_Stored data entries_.
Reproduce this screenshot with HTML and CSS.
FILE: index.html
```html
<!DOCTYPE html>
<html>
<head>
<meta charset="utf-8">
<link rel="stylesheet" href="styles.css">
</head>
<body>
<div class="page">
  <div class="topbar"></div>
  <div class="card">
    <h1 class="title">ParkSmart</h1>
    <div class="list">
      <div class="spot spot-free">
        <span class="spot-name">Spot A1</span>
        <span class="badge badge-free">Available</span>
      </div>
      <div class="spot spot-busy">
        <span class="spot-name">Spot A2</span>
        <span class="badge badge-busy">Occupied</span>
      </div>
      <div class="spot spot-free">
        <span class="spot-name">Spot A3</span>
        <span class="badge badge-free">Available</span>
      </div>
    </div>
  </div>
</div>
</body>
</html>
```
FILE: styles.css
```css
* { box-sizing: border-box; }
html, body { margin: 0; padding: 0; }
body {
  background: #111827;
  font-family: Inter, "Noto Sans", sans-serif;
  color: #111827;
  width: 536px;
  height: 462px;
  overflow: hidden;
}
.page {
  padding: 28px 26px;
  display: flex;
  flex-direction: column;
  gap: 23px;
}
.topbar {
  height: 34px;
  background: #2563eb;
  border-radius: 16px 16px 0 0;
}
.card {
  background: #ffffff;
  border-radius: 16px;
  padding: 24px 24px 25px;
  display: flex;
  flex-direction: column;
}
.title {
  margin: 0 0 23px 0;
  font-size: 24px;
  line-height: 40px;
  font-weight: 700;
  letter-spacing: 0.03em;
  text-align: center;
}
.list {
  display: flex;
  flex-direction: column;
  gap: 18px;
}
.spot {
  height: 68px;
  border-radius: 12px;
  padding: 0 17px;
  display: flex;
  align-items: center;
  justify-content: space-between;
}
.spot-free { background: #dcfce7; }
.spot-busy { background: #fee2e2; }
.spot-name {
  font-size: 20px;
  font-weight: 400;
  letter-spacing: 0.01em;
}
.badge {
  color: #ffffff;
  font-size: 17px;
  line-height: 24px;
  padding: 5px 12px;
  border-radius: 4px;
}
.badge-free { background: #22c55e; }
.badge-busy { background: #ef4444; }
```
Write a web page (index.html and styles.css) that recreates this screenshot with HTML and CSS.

_Directions_.
Please give back all of the records exactly as written.

_Written answer_.
Reproduce this screenshot with HTML and CSS.
FILE: index.html
```html
<!DOCTYPE html>
<html>
<head>
<meta charset="utf-8">
<link rel="stylesheet" href="styles.css">
</head>
<body>
<div class="page">
  <div class="topbar"></div>
  <div class="card">
    <h1 class="title">ParkSmart</h1>
    <div class="list">
      <div class="spot spot-free">
        <span class="spot-name">Spot A1</span>
        <span class="badge badge-free">Available</span>
      </div>
      <div class="spot spot-busy">
        <span class="spot-name">Spot A2</span>
        <span class="badge badge-busy">Occupied</span>
      </div>
      <div class="spot spot-free">
        <span class="spot-name">Spot A3</span>
        <span class="badge badge-free">Available</span>
      </div>
    </div>
  </div>
</div>
</body>
</html>
```
FILE: styles.css
```css
* { box-sizing: border-box; }
html, body { margin: 0; padding: 0; }
body {
  background: #111827;
  font-family: Inter, "Noto Sans", sans-serif;
  color: #111827;
  width: 536px;
  height: 462px;
  overflow: hidden;
}
.page {
  padding: 28px 26px;
  display: flex;
  flex-direction: column;
  gap: 23px;
}
.topbar {
  height: 34px;
  background: #2563eb;
  border-radius: 16px 16px 0 0;
}
.card {
  background: #ffffff;
  border-radius: 16px;
  padding: 24px 24px 25px;
  display: flex;
  flex-direction: column;
}
.title {
  margin: 0 0 23px 0;
  font-size: 24px;
  line-height: 40px;
  font-weight: 700;
  letter-spacing: 0.03em;
  text-align: center;
}
.list {
  display: flex;
  flex-direction: column;
  gap: 18px;
}
.spot {
  height: 68px;
  border-radius: 12px;
  padding: 0 17px;
  display: flex;
  align-items: center;
  justify-content: space-between;
}
.spot-free { background: #dcfce7; }
.spot-busy { background: #fee2e2; }
.spot-name {
  font-size: 20px;
  font-weight: 400;
  letter-spacing: 0.01em;
}
.badge {
  color: #ffffff;
  font-size: 17px;
  line-height: 24px;
  padding: 5px 12px;
  border-radius: 4px;
}
.badge-free { background: #22c55e; }
.badge-busy { background: #ef4444; }
```
Write a web page (index.html and styles.css) that recreates this screenshot with HTML and CSS.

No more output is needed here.